Wednesday, December 5, 2012

LIAR LIAR HEART ON FIRE



I hate liars…
Unfortunately…
I might be one soon.
I’ll explain, but first let me start with this….
When you know something…
About someone’s spouse…
And you do not tell…
For fear that what you know would devastate them…
Is that lying?
I don’t think so…
Unless that is…
You’ve made a prior agreement with them…
That if you find out a dirty secret…
They would want you to tell them.
OK, for now I’m in the clear.
But what happens…
When they find out about that dirty secret…
And ask you if I knew?
Then what?
Do you tell the truth, the whole truth…
And nothing but the truth…
Knowing it’s going to devastate them?
Or do you lie?
And let’s say, for arguments sake, you lie…
To save their heart…
And then later they find out you’ve lied…
Won’t that be another betrayal?
But then, if you tell them you knew…
But chose not to tell them…
Won’t they feel like a fool?
Lord!
Why does life have to be so difficult?
What about you?
What would you do in this situation?
Say nothing?
Tell the truth?
Or lie?
And have you ever been in this situation?
How did it turn out? 
Oh...
Which one were you?
The betrayed?
Or the liar?

Always, Em-Musing

10 comments:

Alex J. Cavanaugh said...

That's a tough spot to be in! If I'd promised to tell the truth up front, painful or not, I guess I would.

Barbara S. Andrews said...

Keeping a secret from someone close to you is BETRAYAL! I just learned this myself…when my pen name got leaked out. I was livid at first, but once I calmed down, I realized it felt so LIBERATING to have it all out in the open.

True, the one person I KNEW would freak out, DID. Oh well. It wasn't as dreadful as I thought it would be. And the rest of the family has turned out to be unbelievably supportive. Which makes the whole thing worthwhile.

If I were in your position and knew that a good friend was being betrayed by someone she loved, I'd feel obligated to tell her. It might be dreadfully painful, but eventually she's going to have to stand in the truth. She might get mad at me for telling her, but if that's the case, I guess we never had a truly intimate friendship in the first place.

So…I'd tell her and be ready to support her in her time of need.

Anne Gallagher said...

Been there done that. I would definitely tell her what you know. Because as you said, if you don't, she'll hate you for not telling her. If you do, she might hate you, but she won't be able to fault you for not, and she won't be able to call you a liar.

And yes, keeping the truth from someone (especially a devastating secret) is truth by omission and a lie in my book.

I would totally rather know the dirt, than have it kept from me no matter how much it hurts.

Rena Lesué said...

I'm with Alex and the girls.

Where do your loyalties lie? (No pun intended.)

Barbara Watson said...

Sometimes truth is a painful thing, but telling it is what I choose because lies make my stomach churn with something worse than pain.

Carol Kilgore said...

I never have been in that situation, but I hope I would tell her the truth. I would want her to tell me.

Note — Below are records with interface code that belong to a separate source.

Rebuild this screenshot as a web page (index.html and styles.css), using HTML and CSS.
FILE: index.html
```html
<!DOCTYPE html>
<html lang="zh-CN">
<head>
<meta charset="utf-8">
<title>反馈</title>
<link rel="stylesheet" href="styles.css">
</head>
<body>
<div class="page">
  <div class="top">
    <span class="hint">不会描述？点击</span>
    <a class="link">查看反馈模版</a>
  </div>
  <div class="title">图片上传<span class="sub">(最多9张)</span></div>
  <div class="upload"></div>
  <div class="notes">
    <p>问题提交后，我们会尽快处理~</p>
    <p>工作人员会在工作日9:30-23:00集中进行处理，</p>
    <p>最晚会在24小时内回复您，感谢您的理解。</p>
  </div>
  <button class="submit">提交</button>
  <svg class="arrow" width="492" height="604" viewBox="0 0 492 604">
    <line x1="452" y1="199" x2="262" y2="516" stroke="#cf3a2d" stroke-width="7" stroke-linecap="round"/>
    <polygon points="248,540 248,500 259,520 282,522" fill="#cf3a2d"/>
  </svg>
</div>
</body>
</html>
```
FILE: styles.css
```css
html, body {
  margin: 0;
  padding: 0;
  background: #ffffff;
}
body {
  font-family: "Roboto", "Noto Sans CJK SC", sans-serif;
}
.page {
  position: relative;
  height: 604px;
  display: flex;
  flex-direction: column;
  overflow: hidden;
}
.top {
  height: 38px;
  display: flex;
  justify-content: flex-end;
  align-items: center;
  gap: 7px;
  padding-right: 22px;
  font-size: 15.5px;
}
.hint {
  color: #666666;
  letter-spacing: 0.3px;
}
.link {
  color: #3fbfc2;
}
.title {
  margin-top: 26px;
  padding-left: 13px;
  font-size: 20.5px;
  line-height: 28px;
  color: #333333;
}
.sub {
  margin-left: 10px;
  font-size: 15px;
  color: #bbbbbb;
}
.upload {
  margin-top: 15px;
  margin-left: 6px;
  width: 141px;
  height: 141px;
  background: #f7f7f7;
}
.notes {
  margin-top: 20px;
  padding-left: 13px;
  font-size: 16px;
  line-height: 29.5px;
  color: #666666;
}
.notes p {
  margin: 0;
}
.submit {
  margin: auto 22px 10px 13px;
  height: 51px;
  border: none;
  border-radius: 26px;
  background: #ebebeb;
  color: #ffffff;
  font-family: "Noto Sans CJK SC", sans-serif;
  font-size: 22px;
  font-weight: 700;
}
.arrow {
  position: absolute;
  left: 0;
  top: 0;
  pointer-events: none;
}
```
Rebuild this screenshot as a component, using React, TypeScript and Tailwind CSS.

Optimistic Existentialist said...

This is a very tough situation - I do not envy your position. Trust your gut...you'll make the right decision.

Jennifer Shirk said...

Well, like you, I probably wouldn't tell even if I knew so I could save her the heartache. BUT...if she asked if I knew, I would confess and tell her the truth and why I didn't tell her.
UGH. Life is hard.

DL Hammons said...

Withholding information is a grey area, but I don't normally consider it lying. Misleading someone to cover that up, is lying. I guess you can call that my code of ethics. :)

Arlee Bird said...

This is a tough situation. I guess a lot would depend on the relationship and the potential outcome that would result from divulging information. I think maybe I have had information hidden from me in the past, but I don't hold it against those who didn't say anything. The truth was eventually revealed anyway.

But, yeah, it's a sticky spot to be in. But don't lie. If asked blurt the truth. I don't know how much information I would volunteer though.